What's even more interesting is that the “alternative” approach is in both cases dollar bullish. A nervous market reaction after a first hike pushes more capital to the USD due to risk off sentiment. Moreover, high rate hike pace makes the “greenback” favourable for money managers, especially when other major currencies are facing more accommodation from their central banks.
500 bln from the ECB
Bloomberg, citing its own sources, reported that the ECB staff presented simulations during the recent central bank meeting describing the 500 billion euro QE impact. According to the news agency the ECB will be buying only the investment grade bonds.
Overall, the market expectations assumed that the full-blown QE will be valued at least 500 bln. It also cannot be ruled out that the information was purposely transmitted to the media to check the market reaction. After the publication the EUR/USD hardly moved.
The foreign market in a few sentences
Payrolls will be the most analyzed data today. Significantly better readings and increase in wages should give enough fuel to push the EUR/USD to the recent lows. On the other hand a reading below 200 k and no salary pressure may boos the most heavily traded pair toward 1.19.
Theoretically better data from the US market should weaken the zloty.
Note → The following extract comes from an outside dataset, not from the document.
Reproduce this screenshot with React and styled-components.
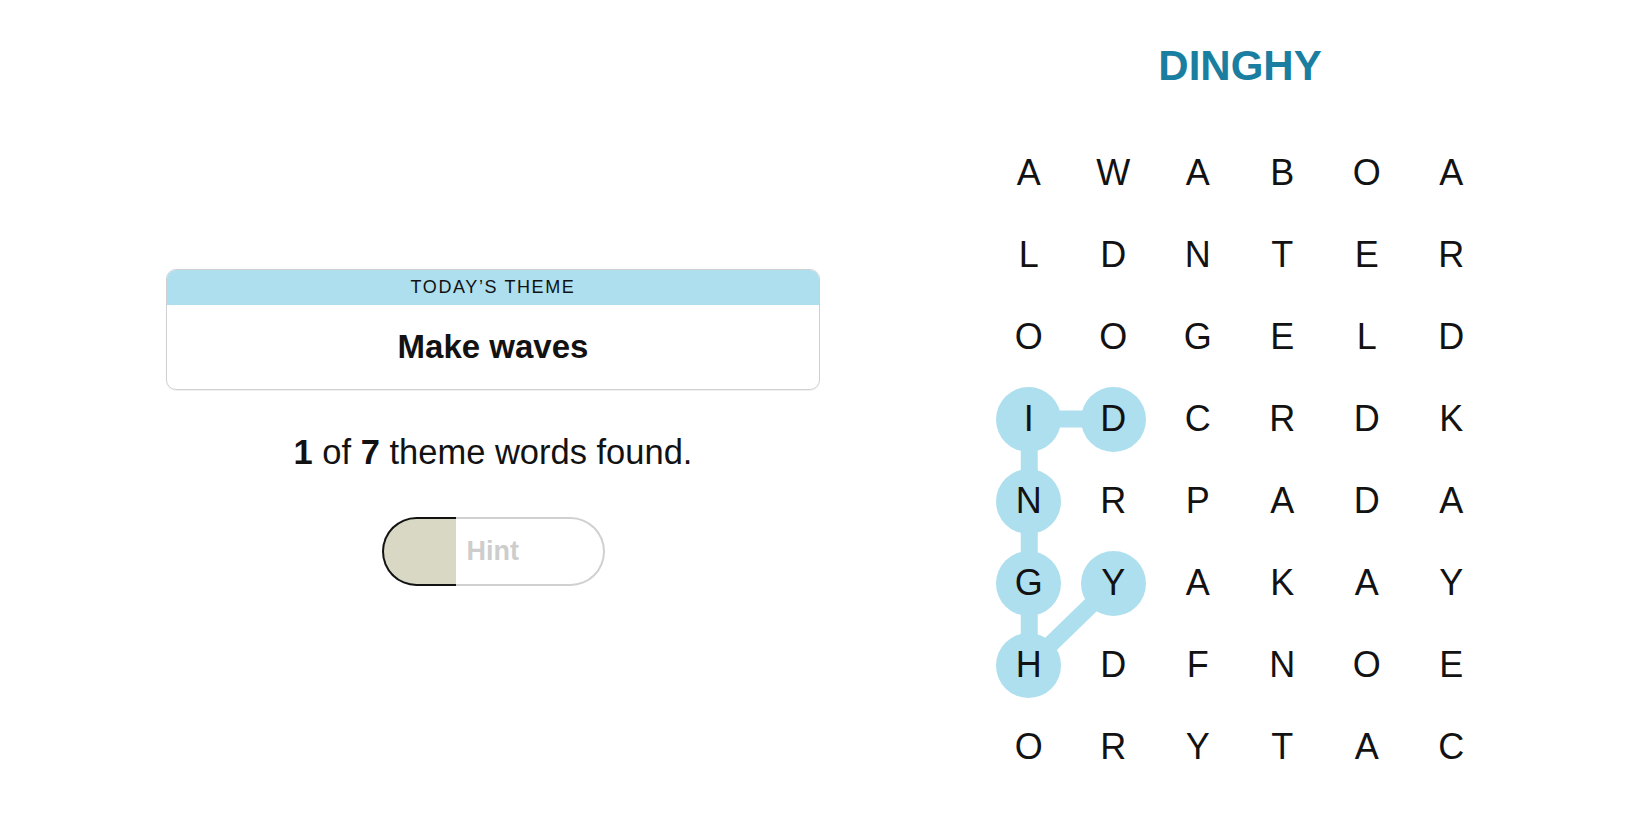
import React from "react";
import styled, { createGlobalStyle } from "styled-components";

const colors = {
  ink: "#121212",
  theme: "#aedfee",
  title: "#1a7ea1",
  hint: "#d8d8c4",
  line: "#d0d0d0",
  muted: "#cdcdcd",
};

const GlobalStyle = createGlobalStyle`
  html, body {
    margin: 0;
    padding: 0;
    background: #ffffff;
    font-family: "Liberation Sans", Arial, sans-serif;
    color: ${colors.ink};
  }
`;

const Page = styled.div`
  display: flex;
  align-items: flex-start;
  height: 825px;
  padding-left: 166px;
  gap: 160px;
  box-sizing: border-box;
  overflow: hidden;
`;

const Sidebar = styled.section`
  width: 654px;
  padding-top: 269px;
  display: flex;
  flex-direction: column;
  align-items: center;
`;

const ThemeCard = styled.div`
  width: 100%;
  height: 121px;
  box-sizing: border-box;
  border: 1px solid ${colors.line};
  border-radius: 10px;
  overflow: hidden;
  display: flex;
  flex-direction: column;
  box-shadow: 0 1px 1px rgba(0, 0, 0, 0.06);
`;

const ThemeLabel = styled.div`
  height: 35px;
  background: ${colors.theme};
  display: flex;
  align-items: center;
  justify-content: center;
  font-size: 18px;
  letter-spacing: 1.6px;
  text-transform: uppercase;
`;

const ThemeName = styled.div`
  flex: 1;
  display: flex;
  align-items: center;
  justify-content: center;
  font-size: 33px;
  font-weight: 700;
`;

const Status = styled.p`
  margin: 42px 0 0;
  font-size: 34.5px;
  line-height: 40px;
  b {
    font-weight: 700;
  }
`;

const HintButton = styled.button`
  margin-top: 45px;
  display: flex;
  width: 223px;
  height: 69px;
  padding: 0;
  border: none;
  background: #fff;
  font-family: inherit;
  cursor: pointer;
`;

const HintFill = styled.span`
  width: 74px;
  box-sizing: border-box;
  background: ${colors.hint};
  border: 2px solid ${colors.ink};
  border-right: none;
  border-radius: 35px 0 0 35px;
`;

const HintRest = styled.span`
  flex: 1;
  box-sizing: border-box;
  display: flex;
  align-items: center;
  padding-left: 11px;
  border: 2px solid ${colors.line};
  border-left: none;
  border-radius: 0 35px 35px 0;
  color: ${colors.muted};
  font-size: 27px;
  font-weight: 700;
`;

const Board = styled.section`
  width: 520px;
  display: flex;
  flex-direction: column;
  align-items: center;
`;

const Spangram = styled.h1`
  margin: 41px 0 0;
  font-size: 42px;
  line-height: 50px;
  font-weight: 700;
  color: ${colors.title};
`;

const Grid = styled.div`
  position: relative;
  margin-top: 41px;
  display: grid;
  grid-template-columns: repeat(6, 84.5px);
  grid-auto-rows: 82px;
`;

const PathLayer = styled.svg`
  position: absolute;
  inset: 0;
  pointer-events: none;
`;

const Cell = styled.div`
  position: relative;
  z-index: 1;
  display: flex;
  align-items: center;
  justify-content: center;
`;

const Letter = styled.span`
  width: 65px;
  height: 65px;
  border-radius: 50%;
  display: flex;
  align-items: center;
  justify-content: center;
  font-size: 36px;
  background: ${(p) => (p.$selected ? colors.theme : "transparent")};
`;

const rows = [
  "AWABOA",
  "LDNTER",
  "OOGELD",
  "IDCRDK",
  "NRPADA",
  "GYAKAY",
  "HDFNOE",
  "ORYTAC",
];

// spangram path, in order: D I N G H Y
const path = [
  [3, 1],
  [3, 0],
  [4, 0],
  [5, 0],
  [6, 0],
  [5, 1],
];

const cx = (c) => c * 84.5 + 42.25;
const cy = (r) => r * 82 + 41;

const isSelected = (r, c) => path.some(([pr, pc]) => pr === r && pc === c);

export default function App() {
  const points = path.map(([r, c]) => `${cx(c)},${cy(r)}`).join(" ");

  return (
    <>
      <GlobalStyle />
      <Page>
        <Sidebar>
          <ThemeCard>
            <ThemeLabel>Today’s theme</ThemeLabel>
            <ThemeName>Make waves</ThemeName>
          </ThemeCard>
          <Status>
            <b>1</b> of <b>7</b> theme words found.
          </Status>
          <HintButton>
            <HintFill />
            <HintRest>Hint</HintRest>
          </HintButton>
        </Sidebar>
        <Board>
          <Spangram>DINGHY</Spangram>
          <Grid>
            <PathLayer width="507" height="656">
              <polyline
                points={points}
                fill="none"
                stroke={colors.theme}
                strokeWidth="17"
                strokeLinejoin="round"
              />
            </PathLayer>
            {rows.map((row, r) =>
              row.split("").map((ch, c) => (
                <Cell key={`${r}-${c}`}>
                  <Letter $selected={isSelected(r, c)}>{ch}</Letter>
                </Cell>
              ))
            )}
          </Grid>
        </Board>
      </Page>
    </>
  );
}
But solid payrolls is a chance for bullish sign for the equities what improves the global sentiment. As a result we may assume that regardless the data the EUR/PLN or CHF/PLN should remain pretty stable and the changed would no exceed more than one zloty-cent.
The most visible reaction may be observed on the USD/PLN. In case of positive surprise from the USD the dollar may return toward 3.65 again. On the other hand weak NFP (less than 200k) and no wages raise can increase the odds that the dollar drops below 3.60.
Investors are also getting ready to the next week MPC meeting. Currently none of 9 economists surveyed by Bloomberg expect interest rate change. It will be, however, important how the Committee sees the recent economic development, zloty weakness impact and possible scenarios when the ECB introduces QE.